▶ [Aim] Copy every line of the following data that includes the string "Tailwind".

▶ [Entries provided]
**********

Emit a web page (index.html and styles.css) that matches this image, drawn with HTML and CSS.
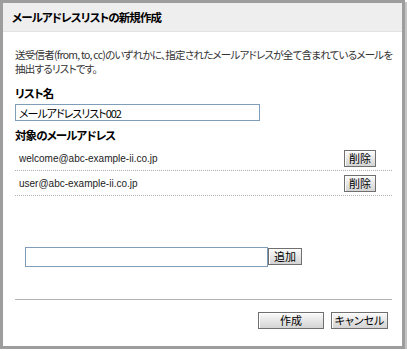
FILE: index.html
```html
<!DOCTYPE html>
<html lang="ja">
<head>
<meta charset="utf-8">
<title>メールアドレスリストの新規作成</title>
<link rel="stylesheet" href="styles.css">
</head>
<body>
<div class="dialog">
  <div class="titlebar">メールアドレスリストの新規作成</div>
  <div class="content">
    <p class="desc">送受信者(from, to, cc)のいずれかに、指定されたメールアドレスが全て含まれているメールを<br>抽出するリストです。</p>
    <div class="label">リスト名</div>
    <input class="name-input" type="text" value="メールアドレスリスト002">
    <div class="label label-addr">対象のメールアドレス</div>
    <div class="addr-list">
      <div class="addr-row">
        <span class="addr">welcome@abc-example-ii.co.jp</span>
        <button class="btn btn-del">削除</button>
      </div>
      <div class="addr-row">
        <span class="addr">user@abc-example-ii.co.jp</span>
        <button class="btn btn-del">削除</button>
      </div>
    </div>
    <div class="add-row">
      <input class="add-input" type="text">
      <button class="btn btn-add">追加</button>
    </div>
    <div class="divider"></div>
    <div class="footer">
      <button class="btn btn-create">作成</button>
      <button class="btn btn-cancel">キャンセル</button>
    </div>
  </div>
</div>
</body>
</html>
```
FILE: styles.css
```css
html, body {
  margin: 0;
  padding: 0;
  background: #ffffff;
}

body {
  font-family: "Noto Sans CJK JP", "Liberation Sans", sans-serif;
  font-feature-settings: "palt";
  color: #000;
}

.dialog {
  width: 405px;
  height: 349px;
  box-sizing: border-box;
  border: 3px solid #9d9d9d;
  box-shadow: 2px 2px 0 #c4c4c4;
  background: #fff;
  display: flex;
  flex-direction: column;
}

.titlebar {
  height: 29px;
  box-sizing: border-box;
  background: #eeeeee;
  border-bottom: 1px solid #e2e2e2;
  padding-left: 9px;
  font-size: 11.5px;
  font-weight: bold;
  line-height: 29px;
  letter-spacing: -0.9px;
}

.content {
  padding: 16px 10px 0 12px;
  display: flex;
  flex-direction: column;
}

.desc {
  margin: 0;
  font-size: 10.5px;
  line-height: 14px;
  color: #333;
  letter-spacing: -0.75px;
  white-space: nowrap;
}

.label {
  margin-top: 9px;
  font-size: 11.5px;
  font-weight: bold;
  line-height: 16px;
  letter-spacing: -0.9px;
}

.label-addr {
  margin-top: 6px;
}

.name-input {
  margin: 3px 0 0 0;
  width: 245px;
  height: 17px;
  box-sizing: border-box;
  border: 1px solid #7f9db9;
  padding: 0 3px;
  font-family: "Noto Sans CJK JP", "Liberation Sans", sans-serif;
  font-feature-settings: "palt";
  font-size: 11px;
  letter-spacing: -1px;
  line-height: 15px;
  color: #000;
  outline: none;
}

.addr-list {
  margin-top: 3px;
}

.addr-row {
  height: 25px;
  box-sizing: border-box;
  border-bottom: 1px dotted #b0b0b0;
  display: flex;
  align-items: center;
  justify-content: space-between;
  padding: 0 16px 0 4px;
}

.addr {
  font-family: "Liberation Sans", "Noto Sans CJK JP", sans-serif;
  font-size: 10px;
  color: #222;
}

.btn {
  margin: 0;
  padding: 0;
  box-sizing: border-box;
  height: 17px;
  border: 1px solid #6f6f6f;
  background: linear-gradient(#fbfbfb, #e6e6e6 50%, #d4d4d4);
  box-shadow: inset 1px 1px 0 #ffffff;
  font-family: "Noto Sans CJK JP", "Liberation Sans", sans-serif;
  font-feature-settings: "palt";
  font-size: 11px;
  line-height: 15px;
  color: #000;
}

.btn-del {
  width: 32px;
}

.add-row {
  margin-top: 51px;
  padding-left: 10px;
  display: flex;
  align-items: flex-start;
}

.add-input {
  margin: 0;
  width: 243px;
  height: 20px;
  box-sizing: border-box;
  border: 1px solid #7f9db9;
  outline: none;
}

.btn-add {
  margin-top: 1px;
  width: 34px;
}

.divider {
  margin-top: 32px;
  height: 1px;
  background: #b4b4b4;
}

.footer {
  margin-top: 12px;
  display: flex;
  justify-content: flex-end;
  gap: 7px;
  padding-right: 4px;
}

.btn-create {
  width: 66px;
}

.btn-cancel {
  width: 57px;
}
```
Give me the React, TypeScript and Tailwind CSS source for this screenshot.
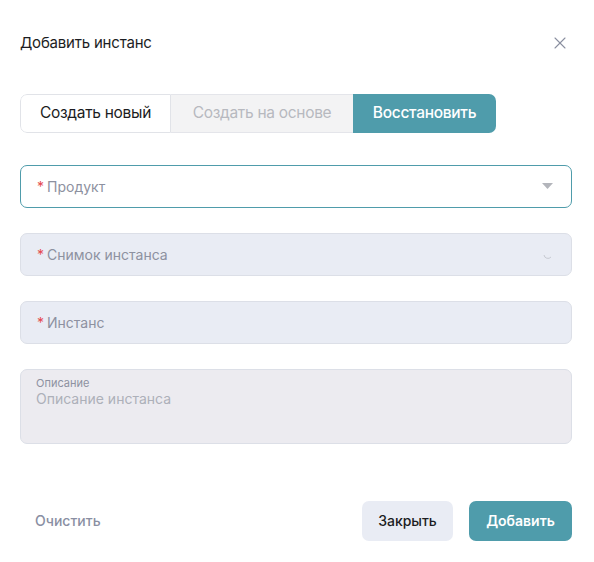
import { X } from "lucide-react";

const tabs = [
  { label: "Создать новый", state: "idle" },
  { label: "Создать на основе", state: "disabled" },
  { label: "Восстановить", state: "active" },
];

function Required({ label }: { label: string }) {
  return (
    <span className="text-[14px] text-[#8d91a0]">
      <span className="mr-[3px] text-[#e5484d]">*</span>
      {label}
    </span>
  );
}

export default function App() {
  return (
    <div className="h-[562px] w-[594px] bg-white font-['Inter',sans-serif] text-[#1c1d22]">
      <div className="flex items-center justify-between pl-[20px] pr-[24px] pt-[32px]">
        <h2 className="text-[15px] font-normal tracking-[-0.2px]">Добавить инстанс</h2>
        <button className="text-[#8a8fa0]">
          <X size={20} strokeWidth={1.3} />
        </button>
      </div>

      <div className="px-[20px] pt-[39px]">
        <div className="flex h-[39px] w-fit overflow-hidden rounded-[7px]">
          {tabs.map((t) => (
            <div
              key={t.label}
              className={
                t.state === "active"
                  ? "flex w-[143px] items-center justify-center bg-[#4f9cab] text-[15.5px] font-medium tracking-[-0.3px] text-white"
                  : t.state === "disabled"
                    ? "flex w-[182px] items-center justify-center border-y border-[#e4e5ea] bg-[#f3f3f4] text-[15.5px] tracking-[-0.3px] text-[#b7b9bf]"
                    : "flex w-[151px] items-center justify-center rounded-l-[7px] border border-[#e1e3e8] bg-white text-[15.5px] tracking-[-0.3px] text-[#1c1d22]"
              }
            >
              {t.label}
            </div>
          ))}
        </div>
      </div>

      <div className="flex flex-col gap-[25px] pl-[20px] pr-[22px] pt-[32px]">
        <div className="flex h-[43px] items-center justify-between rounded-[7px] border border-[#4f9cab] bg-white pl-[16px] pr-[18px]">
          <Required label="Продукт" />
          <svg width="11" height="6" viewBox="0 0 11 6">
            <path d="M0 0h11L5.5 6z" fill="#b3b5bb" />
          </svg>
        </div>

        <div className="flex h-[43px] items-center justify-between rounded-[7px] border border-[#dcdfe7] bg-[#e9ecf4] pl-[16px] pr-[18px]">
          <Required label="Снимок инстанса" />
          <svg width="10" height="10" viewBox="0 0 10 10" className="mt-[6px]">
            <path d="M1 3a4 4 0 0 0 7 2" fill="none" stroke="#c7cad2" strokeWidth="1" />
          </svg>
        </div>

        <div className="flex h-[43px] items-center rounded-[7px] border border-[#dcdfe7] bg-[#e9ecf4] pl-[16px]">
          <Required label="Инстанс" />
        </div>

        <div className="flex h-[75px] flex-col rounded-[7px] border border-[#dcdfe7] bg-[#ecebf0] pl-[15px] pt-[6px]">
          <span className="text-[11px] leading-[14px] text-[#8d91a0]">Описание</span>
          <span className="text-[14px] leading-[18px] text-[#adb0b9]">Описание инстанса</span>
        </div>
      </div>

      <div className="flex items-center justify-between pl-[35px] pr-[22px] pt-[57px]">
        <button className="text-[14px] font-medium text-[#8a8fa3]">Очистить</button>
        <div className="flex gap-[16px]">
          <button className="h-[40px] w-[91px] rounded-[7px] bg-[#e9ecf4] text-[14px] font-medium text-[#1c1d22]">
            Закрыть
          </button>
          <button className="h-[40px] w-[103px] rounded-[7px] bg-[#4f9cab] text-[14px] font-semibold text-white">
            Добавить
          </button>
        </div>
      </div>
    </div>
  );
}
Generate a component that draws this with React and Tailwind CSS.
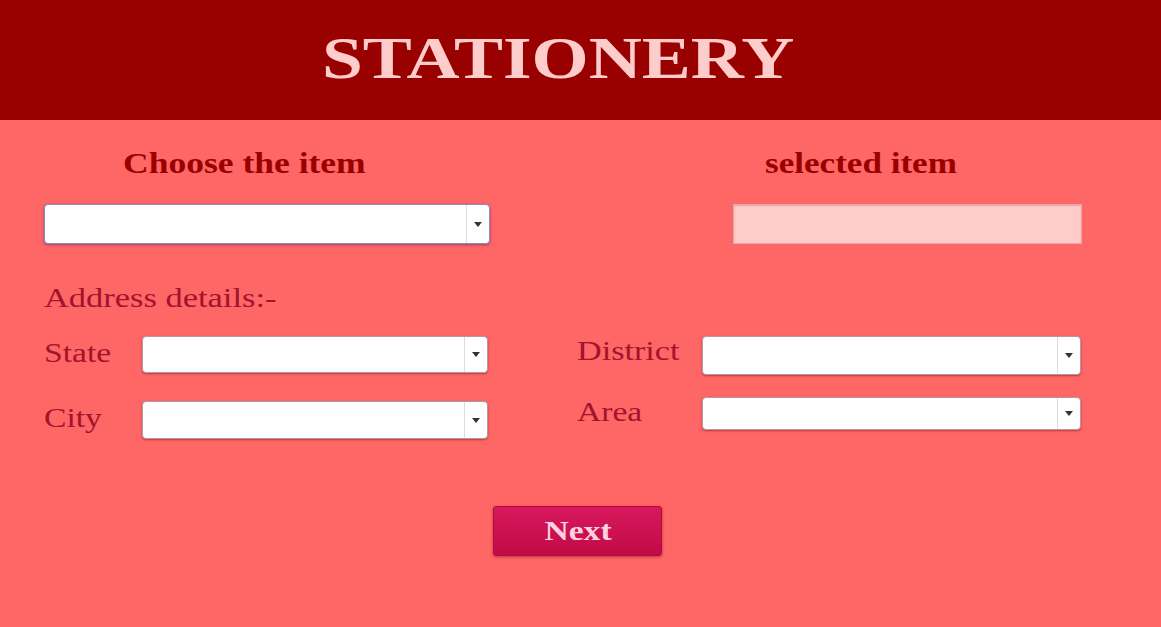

**********

▶ [Correct response]
Give me the React, TypeScript and Tailwind CSS source for this screenshot.
Generate a component that draws this with React and Tailwind CSS.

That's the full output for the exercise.